Some more opinion from the C++03-compatible unique_ptr page:

A const unique_ptr may be considered a better scoped_ptr than even boost::scoped_ptr. The only way to transfer ownership away from a const unique_ptr is by using const_cast. Unlike scoped_ptr, you can’t even swap const unique_ptr’s. The overhead is the same (if using the default_delete or an empty custom deleter – sizeof(unique_ptr<T>) == sizeof(scoped_ptr<T>)). And custom deleters are not even a possibility with scoped_ptr.

(Note BTW that boost::interprocess::unique_ptr is not the same as the C++0x unique_ptr.)

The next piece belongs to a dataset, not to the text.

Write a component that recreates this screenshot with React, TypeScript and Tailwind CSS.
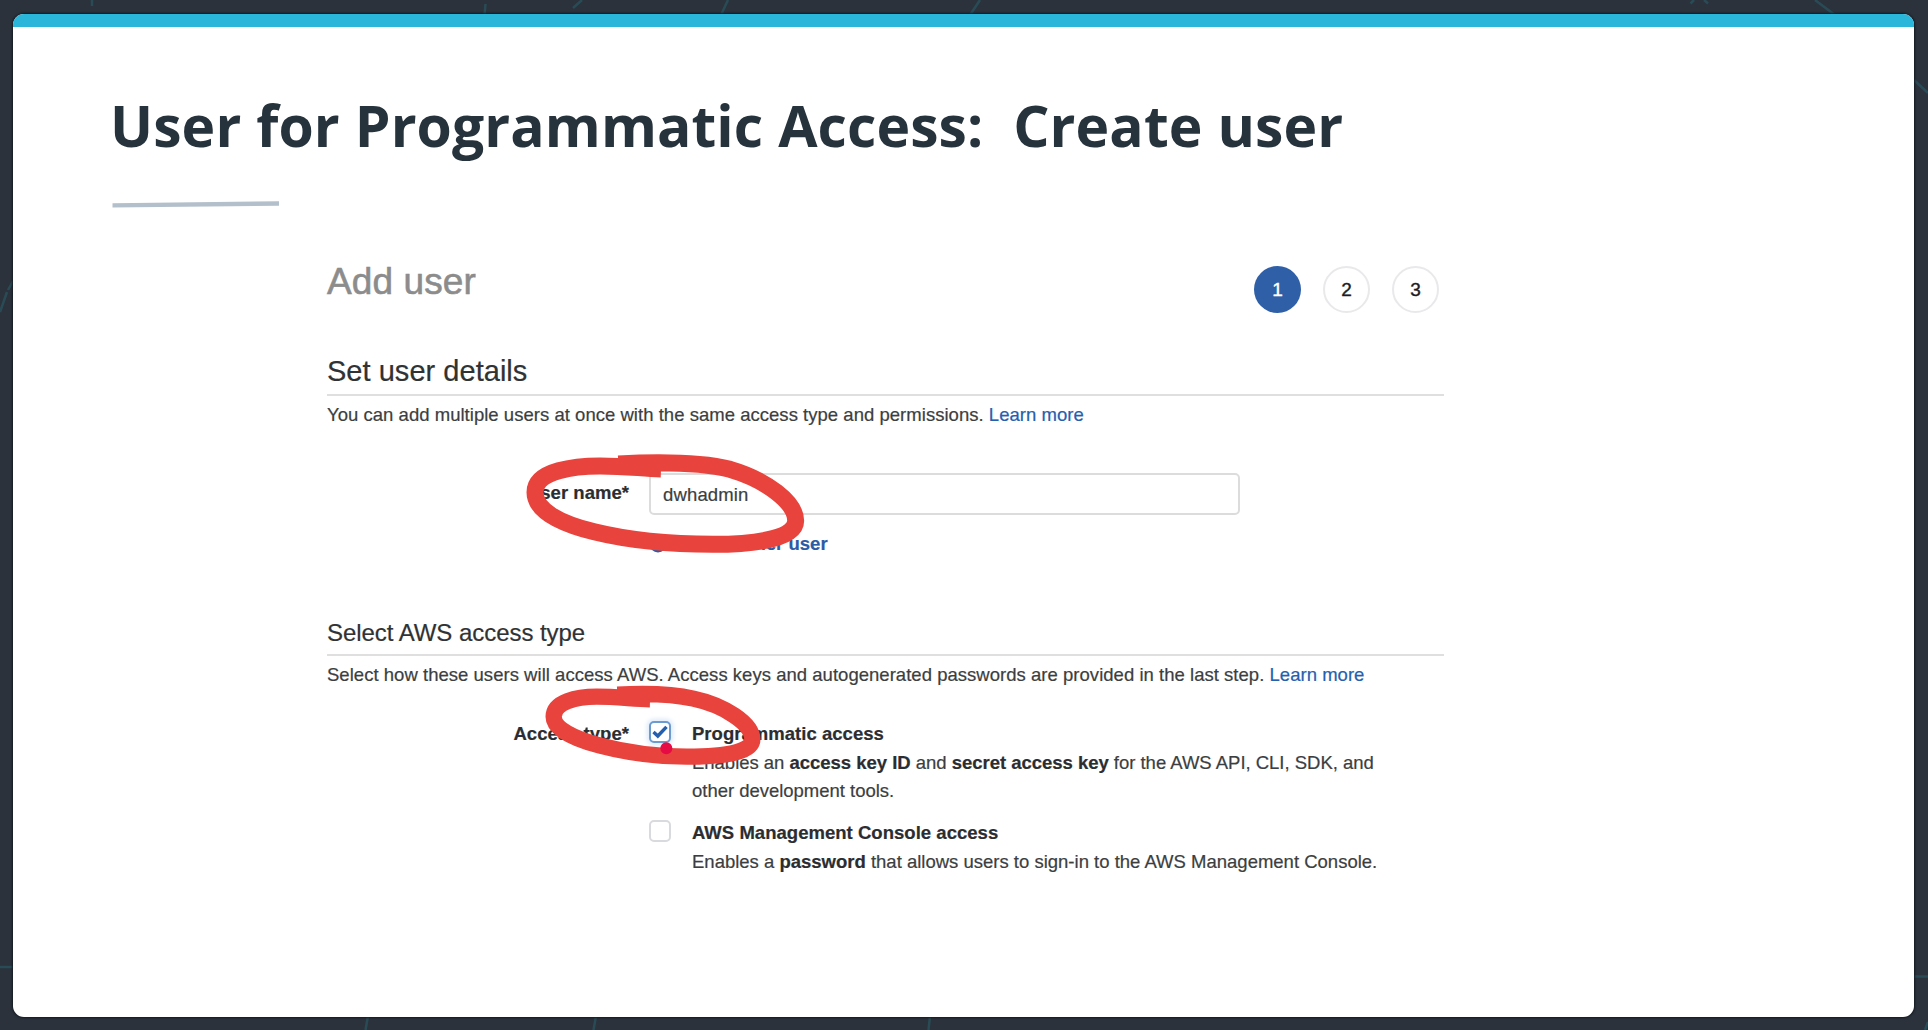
import type { ReactNode } from 'react';

function Backdrop() {
  return (
    <svg
      className="absolute inset-0 h-full w-full"
      viewBox="0 0 1928 1030"
      fill="none"
      stroke="#28545f"
      strokeWidth="2.5"
      strokeOpacity="0.75"
    >
      <path d="M92 0V6M485.500 4L484.500 15M582 0L573 8M728 0L721 15M980 0L970 15" />
      <path d="M1690.500 3.500L1694 0M1708 3.500L1704 0M1815 0L1835 15M1914 80L1928 93" />
      <path d="M0 967H14M1914 976.500H1928M1928 1022L1925 1030" />
      <path d="M368 1016L365.500 1030M596 1016L593.500 1030M930 1016L928.500 1030" />
      <path d="M13 281L8 290M7 292L0 312" />
    </svg>
  );
}

function Section({ title, titleClass, children }: { title: string; titleClass: string; children: ReactNode }) {
  return (
    <section>
      <h3 className={`border-b-2 border-[#dfdfdf] pb-[5px] text-[#303234] ${titleClass}`}>{title}</h3>
      <p className="mt-[5px] whitespace-pre leading-7">{children}</p>
    </section>
  );
}

function LearnMore() {
  return <a className="text-[#2560ae] [-webkit-text-stroke:0.2px_#2560ae]">Learn more</a>;
}

function Step({ n, active }: { n: number; active?: boolean }) {
  return (
    <div
      className={`flex h-[47px] w-[47px] items-center justify-center rounded-full pt-px text-[19px] ${
        active
          ? 'bg-[#2f5fa6] text-white [-webkit-text-stroke:0.4px_white]'
          : 'border-2 border-[#e9e9ec] text-[#1d1d1f] [-webkit-text-stroke:0.4px_#1d1d1f]'
      }`}
    >
      {n}
    </div>
  );
}

function Checkbox({ checked }: { checked?: boolean }) {
  return (
    <div
      className={`mt-px flex h-[22px] w-[22px] shrink-0 items-center justify-center rounded-[5px] border-2 bg-white ${
        checked ? 'border-[#6c9bd2] shadow-[0_0_5px_2px_#dce9f8]' : 'border-[#d9dadd]'
      }`}
    >
      {checked && (
        <svg width="16" height="14" viewBox="0 0 16 14" fill="none" stroke="#2560ae" strokeWidth="3.400">
          <path d="M1.500 7L5.800 11L14.500 1.800" />
        </svg>
      )}
    </div>
  );
}

export default function App() {
  return (
    <div className="relative h-[1030px] w-[1928px] overflow-hidden bg-[#2b323c] pl-[13px] pt-[14px]">
      <Backdrop />
      <main className="relative h-[1003px] w-[1901px] overflow-hidden rounded-[11px] bg-white shadow-[0_0_2px_1px_#141a22]">
        <div className="h-[13px] bg-[#29b6da]" />
        <h1 className="ml-[97px] mt-[58px] h-20 whitespace-pre font-['Open_Sans',sans-serif] text-[57px] font-bold leading-[80px] tracking-[0.1px] text-[#26333c]">
          {'User for Programmatic Access:  Create user'}
        </h1>
        <svg className="ml-[99px] mt-[35px] block" width="168" height="8" viewBox="0 0 168 8">
          <path d="M0.500 5.300L167 3.500" stroke="#b3bfca" strokeWidth="4.300" />
        </svg>

        <div className="ml-[314px] mt-[52px] w-[1117px] font-['Liberation_Sans',sans-serif] text-[18.5px] tracking-[0.03px] text-[#3c3e40] [-webkit-text-stroke:0.2px]">
          <header className="flex h-[60px] items-start justify-between">
            <h2 className="mt-px text-[37px] leading-[42px] tracking-[0.1px] text-[#8c8c8c] [-webkit-text-stroke:0.6px_#8c8c8c]">
              Add user
            </h2>
            <div className="mr-[5px] mt-[6px] flex gap-[22px]">
              <Step n={1} active />
              <Step n={2} />
              <Step n={3} />
            </div>
          </header>

          <div className="mt-[33px]">
            <Section title="Set user details" titleClass="text-[29px] leading-9">
              You can add multiple users at once with the same access type and permissions. <LearnMore />
            </Section>
          </div>

          <div className="mt-[43px] flex gap-5">
            <label className="h-[42px] w-[302px] text-right font-bold leading-[41px] text-[#2b2d30]">User name*</label>
            <div>
              <div className="mt-px h-[42px] w-[591px] rounded-[5px] border-2 border-[#dcdcdc] pl-3 leading-[39px] tracking-[0.15px]">
                dwhadmin
              </div>
              <a className="mt-[15px] flex h-7 items-center font-bold text-[#2b5ca6]">
                <svg className="mr-[7px]" width="18" height="18" viewBox="0 0 18 18">
                  <circle cx="9" cy="9" r="8.500" fill="#2b5ca6" />
                  <path d="M9 4.500V13.500M4.500 9H13.500" stroke="white" strokeWidth="2.200" />
                </svg>
                Add another user
              </a>
            </div>
          </div>

          <div className="mt-[59px]">
            <Section title="Select AWS access type" titleClass="text-[24px] leading-8 tracking-[-0.05px]">
              Select how these users will access AWS. Access keys and autogenerated passwords are provided in the last step.{' '}
              <LearnMore />
            </Section>
          </div>

          <div className="mt-[31px] flex">
            <div className="mr-5 w-[302px] text-right font-bold leading-7 text-[#2b2d30]">Access type*</div>
            <div className="flex flex-col gap-[15px] [&_b]:text-[#2b2d30]">
              <div className="flex gap-[21px]">
                <Checkbox checked />
                <div className="leading-7">
                  <b>Programmatic access</b>
                  <p className="mt-px whitespace-nowrap leading-[27.5px] tracking-[-0.02px]">
                    Enables an <b>access key ID</b> and <b>secret access key</b> for the AWS API, CLI, SDK, and
                    <br />
                    other development tools.
                  </p>
                </div>
              </div>
              <div className="flex gap-[21px]">
                <Checkbox />
                <div className="leading-7">
                  <b>AWS Management Console access</b>
                  <p className="mt-px whitespace-nowrap leading-[27.5px] tracking-[0px]">
                    Enables a <b>password</b> that allows users to sign-in to the AWS Management Console.
                  </p>
                </div>
              </div>
            </div>
          </div>
        </div>
      </main>

      {/* Marker strokes drawn over the form */}
      <svg
        className="absolute left-[500px] top-[430px]"
        width="420"
        height="140"
        viewBox="0 0 1260 420"
        fill="none"
        stroke="#e8433d"
        strokeWidth="51"
      >
        <path d="M355 102C470 96 600 96 690 118C800 150 887 218 887 272C887 320 790 343 640 343C400 343 105 295 105 187C105 120 230 108 300 108C380 108 420 115 483 117" />
      </svg>
      <svg
        className="absolute left-[500px] top-[670px]"
        width="420"
        height="140"
        viewBox="0 0 1260 420"
        fill="none"
        stroke="#e8433d"
        strokeWidth="49"
      >
        <path d="M352 74C430 70 520 72 580 86C670 105 757 160 757 208C757 243 690 260 560 260C400 260 161 212 161 140C161 95 230 80 290 80C350 80 400 87 450 88" />
        <circle cx="499" cy="235" r="18" fill="#e60b45" stroke="none" />
      </svg>
    </div>
  );
}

In general, you can already achieve move semantics without rvalue-references, just by using const_cast (or mutable). This is indeed how this unique_ptr implementation works. The core idea illustrated:

template<typename T>
class moveable_ptr {
  T *p;

  // Disable copying from lvalues.
  moveable_ptr(moveable_ptr<T> &o) : p(nullptr) {}

  moveable_ptr(T *p) : p(p) {}

  // In C++0x:
  // moveable_ptr(moveable_ptr<T> &&o) : p(o.p) {
  //   o.p = nullptr;
  // }

  // In C++03, settle with:
  moveable_ptr(const moveable_ptr<T> &o) : p(o.p) {
    const_cast<T*>(o.p) = nullptr;

  ~moveable_ptr() { if (p) delete p; }
  T *get() const { return p; }

Notice above that I use nullptr instead of 0 or NULL—that’s another C++0x feature you can begin using right away, and without any hackery at all.

These goodies are all collected in my growing C++ Commons library.